Return rates tell a similar story. In our analysis of return attribution data from early brand pilots, shade-mismatch return rates were consistently higher for customers in Fitzpatrick IV–VI when using try-on tools with inadequate tone-matching. The reduction in returns that AR try-on is supposed to deliver doesn't materialize if the rendering is wrong for those shoppers.
Building Toward Accuracy Across All Tones
The solution isn't mysterious — it requires collecting more representative training data, testing accuracy metrics across the full Fitzpatrick range, and being honest about where the current system falls short. It also requires brand participation. Shade data that covers a brand's full deep-complexion range, provided with accurate hex codes and finish metadata, enables the rendering system to produce accurate outputs. Incomplete shade data — or shade data that only covers the light-to-medium range — produces a try-on that works for some shoppers and not others, regardless of how good the underlying model is.

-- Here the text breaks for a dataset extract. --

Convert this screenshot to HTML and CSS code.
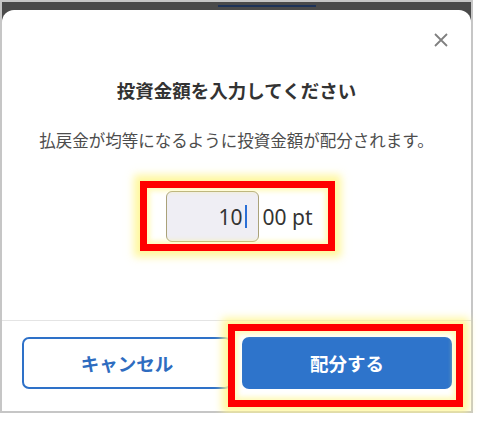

We built our tone-matching system with explicit coverage validation across all six Fitzpatrick tiers. Before a shade catalog goes live, we run automated accuracy checks against simulated skin-tone inputs across the full range. Any shade with a per-tier Delta-E above threshold gets flagged for review before publishing. It's not a perfect system — there's no perfect system — but it catches the most common rendering errors before they reach shoppers.
The bar for "good enough" in inclusive AR rendering should be the same bar applied to product photography and shade development: every customer who looks at your product should see something accurate. Not close enough for fair skin and less accurate for everyone else. Every shopper. That's what the technology can do, and it's what we should hold it to.